PROBLEM TO WORK ON: Leave out all pictures and return, exactly as written, the lines from the line containing "Generate a component" to the line containing "const [open, setOpen] = useState(true);", both ends kept.

--- Start of SOURCE DATA ---

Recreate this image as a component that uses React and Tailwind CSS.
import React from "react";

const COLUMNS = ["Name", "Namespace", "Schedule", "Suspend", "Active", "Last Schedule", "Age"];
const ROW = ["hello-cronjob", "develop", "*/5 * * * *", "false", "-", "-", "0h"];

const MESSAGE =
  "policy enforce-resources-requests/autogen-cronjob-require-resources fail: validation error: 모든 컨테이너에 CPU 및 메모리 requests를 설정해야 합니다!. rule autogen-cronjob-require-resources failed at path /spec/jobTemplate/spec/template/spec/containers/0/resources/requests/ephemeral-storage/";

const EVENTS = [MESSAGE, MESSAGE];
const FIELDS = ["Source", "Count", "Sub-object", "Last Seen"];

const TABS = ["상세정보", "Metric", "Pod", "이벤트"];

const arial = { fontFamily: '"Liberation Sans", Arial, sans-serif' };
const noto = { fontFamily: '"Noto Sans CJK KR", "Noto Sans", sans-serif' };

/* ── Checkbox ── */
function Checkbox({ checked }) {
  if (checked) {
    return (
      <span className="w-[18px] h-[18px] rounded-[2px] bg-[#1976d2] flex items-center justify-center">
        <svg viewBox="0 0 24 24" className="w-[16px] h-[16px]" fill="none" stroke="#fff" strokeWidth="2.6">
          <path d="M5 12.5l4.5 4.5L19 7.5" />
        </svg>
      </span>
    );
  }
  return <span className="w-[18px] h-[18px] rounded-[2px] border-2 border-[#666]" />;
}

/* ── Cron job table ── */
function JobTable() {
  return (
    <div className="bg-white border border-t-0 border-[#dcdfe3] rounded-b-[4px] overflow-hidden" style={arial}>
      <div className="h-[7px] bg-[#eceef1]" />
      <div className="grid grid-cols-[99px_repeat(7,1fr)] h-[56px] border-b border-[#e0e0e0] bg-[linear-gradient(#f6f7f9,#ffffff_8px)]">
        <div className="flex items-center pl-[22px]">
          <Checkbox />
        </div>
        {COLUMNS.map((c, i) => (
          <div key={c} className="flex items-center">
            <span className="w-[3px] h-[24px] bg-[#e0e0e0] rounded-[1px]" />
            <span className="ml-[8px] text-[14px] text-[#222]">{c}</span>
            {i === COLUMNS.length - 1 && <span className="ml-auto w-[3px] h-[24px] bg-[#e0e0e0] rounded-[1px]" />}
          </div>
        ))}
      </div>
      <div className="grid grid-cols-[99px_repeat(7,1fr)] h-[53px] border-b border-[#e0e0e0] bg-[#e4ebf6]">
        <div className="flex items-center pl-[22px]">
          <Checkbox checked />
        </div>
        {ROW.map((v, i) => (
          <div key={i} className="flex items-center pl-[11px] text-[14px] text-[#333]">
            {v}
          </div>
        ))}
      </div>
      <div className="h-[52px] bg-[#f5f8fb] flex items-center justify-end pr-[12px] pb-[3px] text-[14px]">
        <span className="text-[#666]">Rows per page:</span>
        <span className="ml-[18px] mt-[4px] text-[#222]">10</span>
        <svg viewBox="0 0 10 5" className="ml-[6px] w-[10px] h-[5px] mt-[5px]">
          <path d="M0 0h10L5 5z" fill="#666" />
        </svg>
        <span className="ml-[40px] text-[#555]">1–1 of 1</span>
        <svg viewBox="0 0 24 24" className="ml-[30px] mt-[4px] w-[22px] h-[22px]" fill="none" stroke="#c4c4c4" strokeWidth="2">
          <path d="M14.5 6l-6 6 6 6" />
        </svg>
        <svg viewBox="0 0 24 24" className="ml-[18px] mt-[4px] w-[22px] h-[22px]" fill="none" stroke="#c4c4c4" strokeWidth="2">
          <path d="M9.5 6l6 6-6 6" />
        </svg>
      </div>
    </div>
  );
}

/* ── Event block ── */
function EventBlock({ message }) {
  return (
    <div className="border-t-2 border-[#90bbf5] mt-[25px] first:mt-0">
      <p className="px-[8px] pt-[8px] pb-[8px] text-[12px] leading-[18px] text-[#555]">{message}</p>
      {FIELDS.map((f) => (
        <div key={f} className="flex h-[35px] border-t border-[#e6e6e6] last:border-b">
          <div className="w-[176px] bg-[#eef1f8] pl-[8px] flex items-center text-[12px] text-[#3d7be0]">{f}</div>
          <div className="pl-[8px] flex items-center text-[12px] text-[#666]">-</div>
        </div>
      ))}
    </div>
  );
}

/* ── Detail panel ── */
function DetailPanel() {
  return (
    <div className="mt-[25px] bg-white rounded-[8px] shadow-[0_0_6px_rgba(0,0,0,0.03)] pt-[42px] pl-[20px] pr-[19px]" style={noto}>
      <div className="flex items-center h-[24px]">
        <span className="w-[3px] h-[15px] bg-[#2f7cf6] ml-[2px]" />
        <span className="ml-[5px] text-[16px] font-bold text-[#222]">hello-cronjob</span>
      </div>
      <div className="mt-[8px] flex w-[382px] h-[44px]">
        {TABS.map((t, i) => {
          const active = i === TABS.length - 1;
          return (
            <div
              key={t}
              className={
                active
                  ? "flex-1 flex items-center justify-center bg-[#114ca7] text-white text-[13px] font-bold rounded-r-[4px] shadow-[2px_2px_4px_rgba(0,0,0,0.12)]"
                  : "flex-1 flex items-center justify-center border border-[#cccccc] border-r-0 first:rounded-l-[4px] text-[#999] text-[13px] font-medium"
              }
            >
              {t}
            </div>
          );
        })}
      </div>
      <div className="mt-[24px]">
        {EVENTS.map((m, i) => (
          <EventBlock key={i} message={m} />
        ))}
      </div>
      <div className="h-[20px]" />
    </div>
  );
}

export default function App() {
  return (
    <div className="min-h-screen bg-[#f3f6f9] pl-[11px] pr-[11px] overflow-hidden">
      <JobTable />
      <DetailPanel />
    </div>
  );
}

--- End of SOURCE DATA ---
--- Start of SOURCE DATA ---

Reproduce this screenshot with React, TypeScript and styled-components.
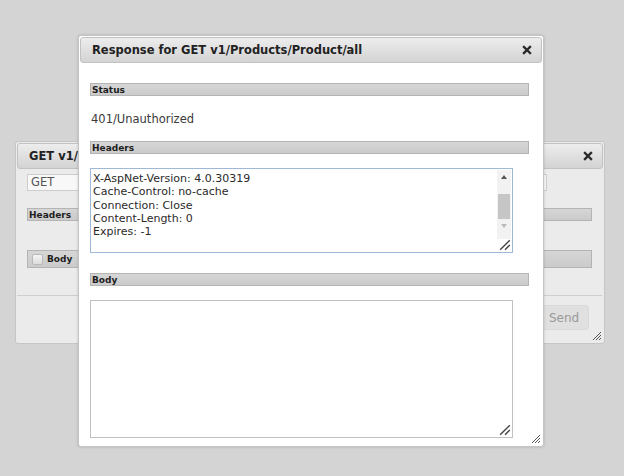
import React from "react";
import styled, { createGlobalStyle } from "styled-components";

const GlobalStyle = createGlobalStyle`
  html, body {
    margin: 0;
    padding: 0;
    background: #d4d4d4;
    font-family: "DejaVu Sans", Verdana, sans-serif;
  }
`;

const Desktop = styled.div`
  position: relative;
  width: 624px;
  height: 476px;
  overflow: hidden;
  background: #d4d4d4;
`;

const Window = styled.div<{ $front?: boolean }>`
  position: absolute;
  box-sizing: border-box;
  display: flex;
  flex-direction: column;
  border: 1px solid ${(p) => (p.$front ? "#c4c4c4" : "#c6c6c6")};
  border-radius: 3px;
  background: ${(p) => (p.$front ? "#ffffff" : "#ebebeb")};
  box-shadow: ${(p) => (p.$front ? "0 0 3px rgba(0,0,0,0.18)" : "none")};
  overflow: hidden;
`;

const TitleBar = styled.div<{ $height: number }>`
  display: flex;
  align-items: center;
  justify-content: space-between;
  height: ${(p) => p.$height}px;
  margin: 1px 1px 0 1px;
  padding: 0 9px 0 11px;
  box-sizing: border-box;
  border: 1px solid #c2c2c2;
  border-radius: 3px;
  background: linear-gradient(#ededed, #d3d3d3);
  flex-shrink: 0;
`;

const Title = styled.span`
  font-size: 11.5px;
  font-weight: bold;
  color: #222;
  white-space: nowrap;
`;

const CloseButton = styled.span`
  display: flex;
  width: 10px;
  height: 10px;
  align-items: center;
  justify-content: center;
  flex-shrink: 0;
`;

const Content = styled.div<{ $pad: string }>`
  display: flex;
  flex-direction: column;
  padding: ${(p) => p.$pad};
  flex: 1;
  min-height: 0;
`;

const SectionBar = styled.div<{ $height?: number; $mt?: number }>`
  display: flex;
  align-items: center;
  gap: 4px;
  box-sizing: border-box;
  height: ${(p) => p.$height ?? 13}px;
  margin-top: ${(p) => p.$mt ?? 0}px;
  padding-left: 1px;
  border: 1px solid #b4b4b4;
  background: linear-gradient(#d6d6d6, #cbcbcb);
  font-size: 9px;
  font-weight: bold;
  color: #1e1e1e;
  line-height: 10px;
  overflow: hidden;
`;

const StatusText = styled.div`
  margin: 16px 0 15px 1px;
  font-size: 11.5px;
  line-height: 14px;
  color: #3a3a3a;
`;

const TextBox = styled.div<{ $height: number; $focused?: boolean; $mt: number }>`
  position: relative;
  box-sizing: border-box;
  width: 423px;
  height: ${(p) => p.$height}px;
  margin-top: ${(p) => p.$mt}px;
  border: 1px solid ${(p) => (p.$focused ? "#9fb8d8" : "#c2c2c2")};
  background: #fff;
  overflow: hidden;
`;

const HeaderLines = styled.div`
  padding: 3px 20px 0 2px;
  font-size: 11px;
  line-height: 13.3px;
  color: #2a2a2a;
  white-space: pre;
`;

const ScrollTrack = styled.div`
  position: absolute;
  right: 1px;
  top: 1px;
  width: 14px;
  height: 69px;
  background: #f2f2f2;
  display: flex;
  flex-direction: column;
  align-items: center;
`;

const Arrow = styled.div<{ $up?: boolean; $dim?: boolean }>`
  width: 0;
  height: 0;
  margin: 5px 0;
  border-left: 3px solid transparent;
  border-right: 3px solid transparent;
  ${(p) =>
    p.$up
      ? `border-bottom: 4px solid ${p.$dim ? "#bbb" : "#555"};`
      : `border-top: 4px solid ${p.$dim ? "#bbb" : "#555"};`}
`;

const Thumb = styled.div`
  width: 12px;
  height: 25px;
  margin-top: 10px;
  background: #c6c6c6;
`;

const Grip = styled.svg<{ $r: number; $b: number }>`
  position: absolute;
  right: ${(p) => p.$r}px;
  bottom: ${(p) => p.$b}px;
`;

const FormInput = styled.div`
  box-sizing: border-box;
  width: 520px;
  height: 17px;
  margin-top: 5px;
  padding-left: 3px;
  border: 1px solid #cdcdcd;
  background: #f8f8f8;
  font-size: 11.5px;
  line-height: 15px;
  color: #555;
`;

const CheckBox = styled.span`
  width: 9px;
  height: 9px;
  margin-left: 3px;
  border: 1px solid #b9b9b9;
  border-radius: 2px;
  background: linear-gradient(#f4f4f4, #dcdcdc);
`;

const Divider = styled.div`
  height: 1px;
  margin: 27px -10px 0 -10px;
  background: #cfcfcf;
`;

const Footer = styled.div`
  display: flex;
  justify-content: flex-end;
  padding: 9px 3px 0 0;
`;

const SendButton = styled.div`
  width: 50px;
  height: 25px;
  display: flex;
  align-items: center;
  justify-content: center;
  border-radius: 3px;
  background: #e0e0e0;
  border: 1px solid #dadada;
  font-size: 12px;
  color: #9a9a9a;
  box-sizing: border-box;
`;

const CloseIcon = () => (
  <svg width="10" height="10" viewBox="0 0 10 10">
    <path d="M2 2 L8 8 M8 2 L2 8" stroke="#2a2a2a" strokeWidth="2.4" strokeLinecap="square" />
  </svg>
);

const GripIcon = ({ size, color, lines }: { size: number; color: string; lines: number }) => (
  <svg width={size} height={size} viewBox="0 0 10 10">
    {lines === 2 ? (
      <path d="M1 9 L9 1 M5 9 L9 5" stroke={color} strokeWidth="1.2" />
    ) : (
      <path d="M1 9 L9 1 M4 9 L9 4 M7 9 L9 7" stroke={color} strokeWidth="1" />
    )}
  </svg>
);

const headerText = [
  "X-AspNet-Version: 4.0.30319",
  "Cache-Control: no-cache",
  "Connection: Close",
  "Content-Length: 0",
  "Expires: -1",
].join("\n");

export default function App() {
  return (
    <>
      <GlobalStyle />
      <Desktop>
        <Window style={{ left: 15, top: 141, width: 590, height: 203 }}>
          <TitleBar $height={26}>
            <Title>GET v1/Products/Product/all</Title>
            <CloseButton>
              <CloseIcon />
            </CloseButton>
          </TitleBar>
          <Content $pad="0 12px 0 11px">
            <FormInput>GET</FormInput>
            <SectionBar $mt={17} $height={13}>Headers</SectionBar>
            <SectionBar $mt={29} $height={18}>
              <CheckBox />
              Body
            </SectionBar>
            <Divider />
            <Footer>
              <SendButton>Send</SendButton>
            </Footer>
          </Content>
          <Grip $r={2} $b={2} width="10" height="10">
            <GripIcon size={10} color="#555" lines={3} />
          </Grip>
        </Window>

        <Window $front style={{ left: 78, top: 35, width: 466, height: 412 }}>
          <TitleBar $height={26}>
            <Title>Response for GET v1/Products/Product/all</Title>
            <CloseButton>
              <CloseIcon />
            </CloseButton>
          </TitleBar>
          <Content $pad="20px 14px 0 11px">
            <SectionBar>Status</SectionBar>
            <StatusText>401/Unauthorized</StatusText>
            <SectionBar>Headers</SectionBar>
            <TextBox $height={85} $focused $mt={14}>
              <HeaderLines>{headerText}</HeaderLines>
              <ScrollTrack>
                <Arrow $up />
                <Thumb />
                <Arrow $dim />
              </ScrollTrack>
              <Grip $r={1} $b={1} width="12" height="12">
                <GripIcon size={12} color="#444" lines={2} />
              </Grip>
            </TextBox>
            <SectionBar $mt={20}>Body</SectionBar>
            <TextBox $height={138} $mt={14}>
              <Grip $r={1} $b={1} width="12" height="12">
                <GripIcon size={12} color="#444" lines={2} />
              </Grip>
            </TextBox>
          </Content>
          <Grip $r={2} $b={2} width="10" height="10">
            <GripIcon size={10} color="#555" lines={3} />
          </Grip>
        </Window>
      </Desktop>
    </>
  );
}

--- End of SOURCE DATA ---
--- Start of SOURCE DATA ---

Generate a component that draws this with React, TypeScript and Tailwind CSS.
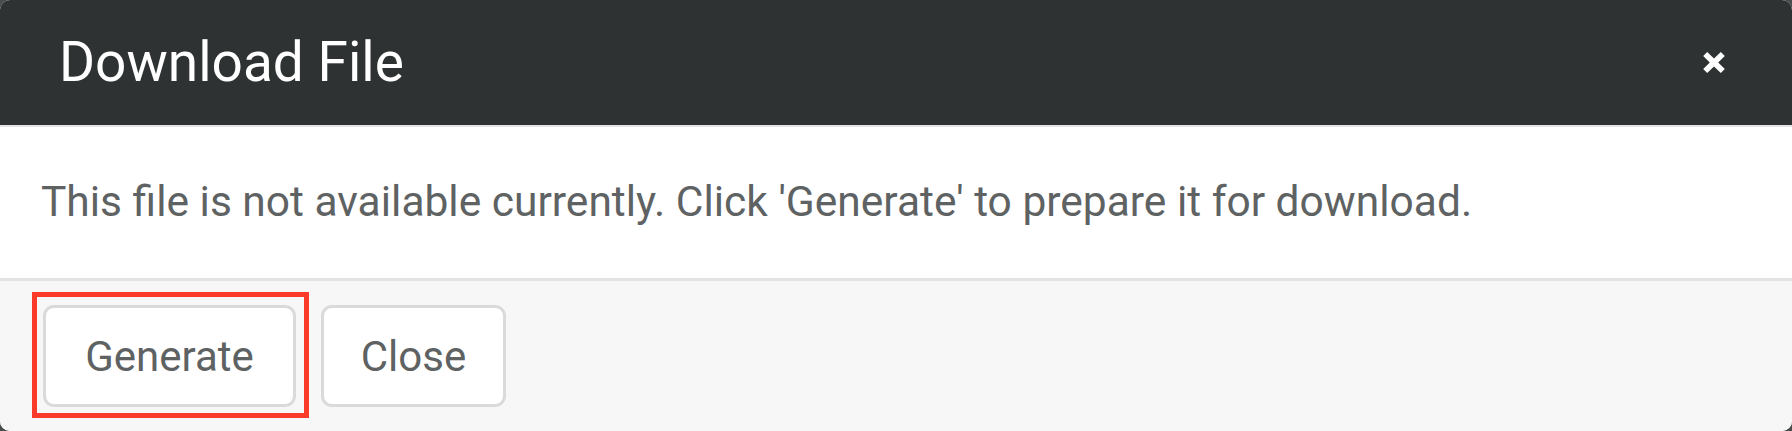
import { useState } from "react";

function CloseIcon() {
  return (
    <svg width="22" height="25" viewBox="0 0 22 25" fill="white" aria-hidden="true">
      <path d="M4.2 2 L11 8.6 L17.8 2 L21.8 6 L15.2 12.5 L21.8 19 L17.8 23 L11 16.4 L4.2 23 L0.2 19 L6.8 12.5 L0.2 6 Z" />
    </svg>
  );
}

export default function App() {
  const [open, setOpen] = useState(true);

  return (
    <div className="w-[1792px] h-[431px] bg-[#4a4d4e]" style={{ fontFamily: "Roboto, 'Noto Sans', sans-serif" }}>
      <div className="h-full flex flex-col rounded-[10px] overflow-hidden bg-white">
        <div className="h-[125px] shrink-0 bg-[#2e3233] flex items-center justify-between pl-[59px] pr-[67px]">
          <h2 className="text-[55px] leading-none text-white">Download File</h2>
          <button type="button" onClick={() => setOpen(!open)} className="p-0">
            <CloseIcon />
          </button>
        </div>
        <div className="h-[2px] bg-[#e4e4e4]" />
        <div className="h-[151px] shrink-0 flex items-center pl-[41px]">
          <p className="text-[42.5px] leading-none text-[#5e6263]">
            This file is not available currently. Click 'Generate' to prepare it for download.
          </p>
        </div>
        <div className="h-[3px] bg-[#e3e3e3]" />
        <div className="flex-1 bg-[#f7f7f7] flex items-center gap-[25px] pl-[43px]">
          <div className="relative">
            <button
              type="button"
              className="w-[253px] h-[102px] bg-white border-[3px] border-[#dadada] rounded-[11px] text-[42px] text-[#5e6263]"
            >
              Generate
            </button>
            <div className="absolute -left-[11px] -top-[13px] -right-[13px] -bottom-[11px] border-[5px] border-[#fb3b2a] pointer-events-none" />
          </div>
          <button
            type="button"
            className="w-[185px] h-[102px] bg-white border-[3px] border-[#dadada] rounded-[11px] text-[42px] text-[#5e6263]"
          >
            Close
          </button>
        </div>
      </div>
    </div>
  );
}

--- End of SOURCE DATA ---

COMPLETE ANSWER:
Generate a component that draws this with React, TypeScript and Tailwind CSS.
import { useState } from "react";

function CloseIcon() {
  return (
    <svg width="22" height="25" viewBox="0 0 22 25" fill="white" aria-hidden="true">
      <path d="M4.2 2 L11 8.6 L17.8 2 L21.8 6 L15.2 12.5 L21.8 19 L17.8 23 L11 16.4 L4.2 23 L0.2 19 L6.8 12.5 L0.2 6 Z" />
    </svg>
  );
}

export default function App() {
  const [open, setOpen] = useState(true);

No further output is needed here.